My method proves it right or wrong.

I will elaborate for you,

My method either Proves him to be correct, or my method will prove him to be
wrong. Either way My method proves it.

If he's wrong then there is no danger in passing emmediate, as described by
the man.

DHOLLINGSWORTH2 wrote:

"msalters" <Mi*************@logicacmg.com> wrote in message

Actually, it will prove nothing if you don't understand
compiler-generated constructors.

That was the mans point right?

I don't think so.

He said, it does not call your constructor. But it does call your
destructor.
The quoted text said: "the object's constructor function is not called". But
that is clearly wrong. It is called. If you define a copy constructor, it
is called.

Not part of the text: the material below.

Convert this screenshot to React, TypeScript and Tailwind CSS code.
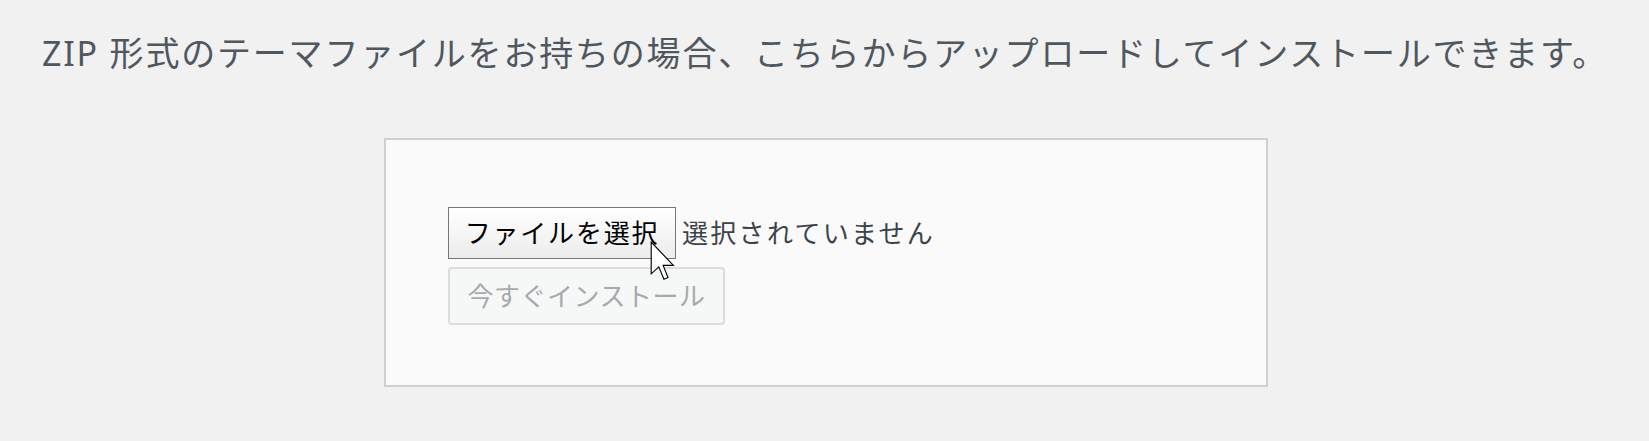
export default function App() {
  return (
    <div
      className="relative h-[441px] w-full overflow-hidden bg-[#f1f1f1]"
      style={{ fontFamily: '"Noto Sans", "Noto Sans CJK JP", sans-serif' }}
    >
      {/* intro line */}
      <p className="pl-[42px] pt-[36px] text-[34px] leading-[34px] tracking-[1.8px] text-[#50575e] whitespace-nowrap">
        ZIP 形式のテーマファイルをお持ちの場合、こちらからアップロードしてインストールできます。
      </p>

      {/* upload box */}
      <div className="mt-[68px] flex justify-center">
        <div className="ml-[3px] h-[249px] w-[884px] border-2 border-[#ccd0d4] bg-[#fafafa] pl-[62px] pt-[67px]">
          <div className="flex items-center">
            <button className="h-[52px] w-[228px] border border-[#767676] bg-gradient-to-b from-[#ffffff] to-[#ececec] text-[26px] leading-none tracking-[1.8px] text-black">
              ファイルを選択
            </button>
            <span className="ml-[6px] text-[26px] leading-none tracking-[2.3px] text-[#3c434a]">
              選択されていません
            </span>
          </div>
          <button
            disabled
            className="mt-[8px] h-[58px] w-[277px] rounded-[4px] border-2 border-[#dcdcde] bg-[#f6f7f7] text-[26px] leading-none tracking-[0.5px] text-[#a7aaad]"
          >
            今すぐインストール
          </button>
        </div>
      </div>

      {/* mouse pointer */}
      <svg
        className="absolute left-[650px] top-[241px]"
        width="26"
        height="40"
        viewBox="0 0 12.5 19.5"
      >
        <path
          d="M0.5 0.5 L0.5 16 L4.2 12.6 L6.7 18.6 L8.7 17.8 L6.3 11.9 L11.3 11.9 Z"
          fill="#ffffff"
          stroke="#000000"
          strokeWidth="0.55"
          strokeLinejoin="miter"
        />
      </svg>
    </div>
  );
}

If you don't, the compiler generates one that is called instead.
But whatever you do, the copy constructor is called.
I dont need to know a thing about compiler-generated whosits to know when
my code has ran.
Well, you do need to know that the compiler-generated one will not do what
you want, which means you have to know that you need to write your own one.
My method proves it right or wrong.

I will elaborate for you,

My method either Proves him to be correct, or my method will prove him to
be
wrong. Either way My method proves it.

If he's wrong then there is no danger in passing emmediate, as described
by the man.

Right. If you write the class correctly, it will prove him wrong.